+++ Material shown +++
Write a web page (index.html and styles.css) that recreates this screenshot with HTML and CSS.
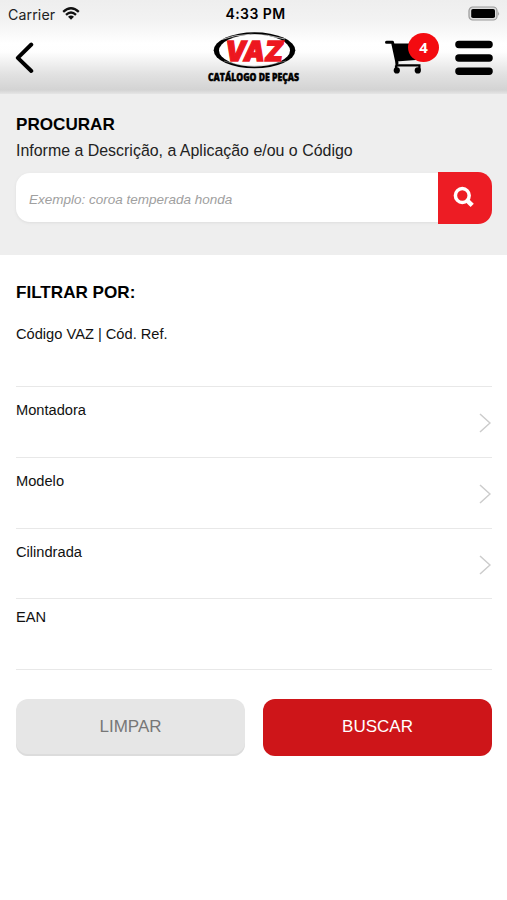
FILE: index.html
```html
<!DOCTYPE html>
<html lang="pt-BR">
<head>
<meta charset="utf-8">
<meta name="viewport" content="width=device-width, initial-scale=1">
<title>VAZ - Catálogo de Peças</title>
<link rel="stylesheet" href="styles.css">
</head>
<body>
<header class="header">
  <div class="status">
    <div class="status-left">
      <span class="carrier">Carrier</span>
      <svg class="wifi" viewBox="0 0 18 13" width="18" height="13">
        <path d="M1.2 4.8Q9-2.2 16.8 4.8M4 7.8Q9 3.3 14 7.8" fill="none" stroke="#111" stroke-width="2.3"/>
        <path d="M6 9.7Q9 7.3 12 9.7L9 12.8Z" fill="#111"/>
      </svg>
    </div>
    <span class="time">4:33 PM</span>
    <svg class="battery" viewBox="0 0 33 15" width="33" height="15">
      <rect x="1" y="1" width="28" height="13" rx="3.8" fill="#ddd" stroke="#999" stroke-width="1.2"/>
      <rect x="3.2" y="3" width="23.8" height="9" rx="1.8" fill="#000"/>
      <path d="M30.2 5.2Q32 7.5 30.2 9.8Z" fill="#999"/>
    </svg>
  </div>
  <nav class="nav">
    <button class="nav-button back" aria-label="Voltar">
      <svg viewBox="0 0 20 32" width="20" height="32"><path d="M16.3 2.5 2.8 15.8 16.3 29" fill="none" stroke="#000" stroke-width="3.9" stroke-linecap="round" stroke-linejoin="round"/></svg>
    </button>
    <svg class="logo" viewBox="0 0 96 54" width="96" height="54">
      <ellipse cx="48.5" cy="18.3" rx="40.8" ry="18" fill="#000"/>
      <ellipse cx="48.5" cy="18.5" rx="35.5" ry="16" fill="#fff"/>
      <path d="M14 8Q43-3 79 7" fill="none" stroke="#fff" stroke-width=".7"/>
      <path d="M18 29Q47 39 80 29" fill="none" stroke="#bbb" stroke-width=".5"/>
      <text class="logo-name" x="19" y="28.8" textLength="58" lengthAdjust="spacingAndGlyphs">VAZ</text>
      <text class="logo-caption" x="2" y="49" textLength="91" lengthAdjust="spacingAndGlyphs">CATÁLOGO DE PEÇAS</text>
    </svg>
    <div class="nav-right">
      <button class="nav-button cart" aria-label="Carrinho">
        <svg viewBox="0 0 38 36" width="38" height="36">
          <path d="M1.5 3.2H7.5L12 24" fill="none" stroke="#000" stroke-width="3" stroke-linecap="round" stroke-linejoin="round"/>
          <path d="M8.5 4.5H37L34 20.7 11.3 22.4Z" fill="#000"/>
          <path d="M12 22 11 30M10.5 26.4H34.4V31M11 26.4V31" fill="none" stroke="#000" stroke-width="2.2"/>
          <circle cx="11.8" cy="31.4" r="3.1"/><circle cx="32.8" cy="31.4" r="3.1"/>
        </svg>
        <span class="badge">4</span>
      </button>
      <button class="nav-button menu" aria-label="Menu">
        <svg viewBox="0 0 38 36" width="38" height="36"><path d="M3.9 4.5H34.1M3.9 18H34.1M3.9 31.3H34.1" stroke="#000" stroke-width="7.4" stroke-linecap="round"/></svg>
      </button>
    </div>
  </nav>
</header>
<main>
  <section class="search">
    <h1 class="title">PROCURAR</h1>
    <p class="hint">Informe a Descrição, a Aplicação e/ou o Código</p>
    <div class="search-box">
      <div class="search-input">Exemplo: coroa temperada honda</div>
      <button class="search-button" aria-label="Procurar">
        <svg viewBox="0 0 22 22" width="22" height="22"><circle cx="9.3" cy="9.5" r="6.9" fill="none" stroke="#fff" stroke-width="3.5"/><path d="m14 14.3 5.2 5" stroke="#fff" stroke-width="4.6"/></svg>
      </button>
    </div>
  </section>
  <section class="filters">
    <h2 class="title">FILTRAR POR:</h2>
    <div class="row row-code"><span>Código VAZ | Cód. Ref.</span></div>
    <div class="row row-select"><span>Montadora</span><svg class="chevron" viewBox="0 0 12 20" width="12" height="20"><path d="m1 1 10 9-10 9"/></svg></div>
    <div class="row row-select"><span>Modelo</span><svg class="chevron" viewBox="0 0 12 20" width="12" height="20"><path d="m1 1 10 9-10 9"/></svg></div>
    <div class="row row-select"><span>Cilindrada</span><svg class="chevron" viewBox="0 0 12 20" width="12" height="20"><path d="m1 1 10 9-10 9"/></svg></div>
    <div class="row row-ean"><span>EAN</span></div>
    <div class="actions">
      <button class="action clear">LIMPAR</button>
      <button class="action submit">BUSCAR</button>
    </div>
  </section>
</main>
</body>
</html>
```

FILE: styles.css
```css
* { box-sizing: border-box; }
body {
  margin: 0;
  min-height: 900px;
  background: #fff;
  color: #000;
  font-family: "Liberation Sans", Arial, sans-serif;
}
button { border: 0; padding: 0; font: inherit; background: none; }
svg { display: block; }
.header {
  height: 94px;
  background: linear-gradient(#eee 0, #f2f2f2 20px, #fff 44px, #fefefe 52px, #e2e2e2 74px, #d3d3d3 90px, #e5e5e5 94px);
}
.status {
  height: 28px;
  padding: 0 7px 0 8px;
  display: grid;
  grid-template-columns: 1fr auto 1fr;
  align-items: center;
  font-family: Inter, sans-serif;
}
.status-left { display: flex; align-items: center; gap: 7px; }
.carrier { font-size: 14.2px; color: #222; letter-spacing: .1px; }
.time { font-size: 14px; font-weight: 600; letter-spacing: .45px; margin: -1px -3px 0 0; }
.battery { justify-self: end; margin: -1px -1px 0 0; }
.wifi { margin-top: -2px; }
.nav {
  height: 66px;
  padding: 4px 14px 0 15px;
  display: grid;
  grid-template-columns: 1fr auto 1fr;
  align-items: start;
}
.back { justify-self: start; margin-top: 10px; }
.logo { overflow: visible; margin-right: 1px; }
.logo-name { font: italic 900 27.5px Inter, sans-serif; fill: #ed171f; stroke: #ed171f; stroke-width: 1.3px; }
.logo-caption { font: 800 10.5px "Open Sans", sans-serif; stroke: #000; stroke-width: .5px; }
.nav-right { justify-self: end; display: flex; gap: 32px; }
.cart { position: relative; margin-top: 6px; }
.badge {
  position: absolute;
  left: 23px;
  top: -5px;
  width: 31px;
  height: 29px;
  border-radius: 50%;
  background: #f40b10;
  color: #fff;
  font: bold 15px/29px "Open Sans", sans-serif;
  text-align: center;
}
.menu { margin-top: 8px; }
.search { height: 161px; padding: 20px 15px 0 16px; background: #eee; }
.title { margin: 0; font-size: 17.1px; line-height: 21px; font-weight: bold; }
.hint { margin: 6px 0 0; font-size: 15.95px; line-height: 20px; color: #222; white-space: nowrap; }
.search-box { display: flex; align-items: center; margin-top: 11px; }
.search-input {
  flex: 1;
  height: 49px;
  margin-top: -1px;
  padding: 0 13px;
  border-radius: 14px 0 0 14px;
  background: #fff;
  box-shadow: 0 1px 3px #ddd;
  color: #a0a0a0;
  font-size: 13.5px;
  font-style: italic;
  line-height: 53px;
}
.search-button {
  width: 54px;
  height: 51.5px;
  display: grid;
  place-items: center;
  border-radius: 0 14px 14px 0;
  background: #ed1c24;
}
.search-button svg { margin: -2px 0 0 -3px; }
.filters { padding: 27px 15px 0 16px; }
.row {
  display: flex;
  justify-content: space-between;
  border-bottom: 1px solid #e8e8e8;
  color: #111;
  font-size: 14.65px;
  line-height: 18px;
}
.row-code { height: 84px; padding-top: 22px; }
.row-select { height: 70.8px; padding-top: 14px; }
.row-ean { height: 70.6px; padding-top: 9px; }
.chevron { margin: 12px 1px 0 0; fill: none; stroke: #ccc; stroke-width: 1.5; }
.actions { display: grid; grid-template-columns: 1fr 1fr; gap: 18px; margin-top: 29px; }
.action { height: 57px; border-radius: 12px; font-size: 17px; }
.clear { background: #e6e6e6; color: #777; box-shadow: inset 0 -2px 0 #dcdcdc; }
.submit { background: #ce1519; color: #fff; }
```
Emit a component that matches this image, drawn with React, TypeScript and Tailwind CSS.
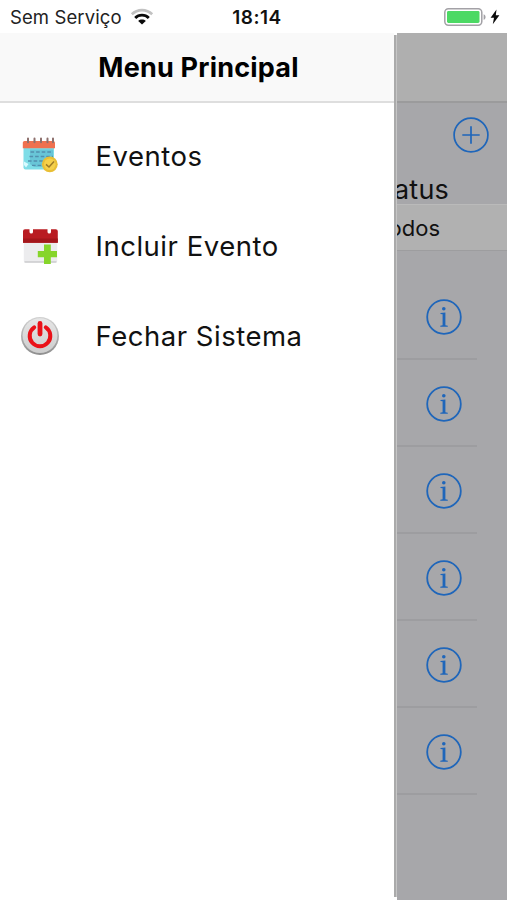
+++
Problem to solve.
Gather all lines of the records that include the word "styles".

Worked solution.
Write a web page (index.html and styles.css) that recreates this screenshot with HTML and CSS.
<link rel="stylesheet" href="styles.css">
FILE: styles.css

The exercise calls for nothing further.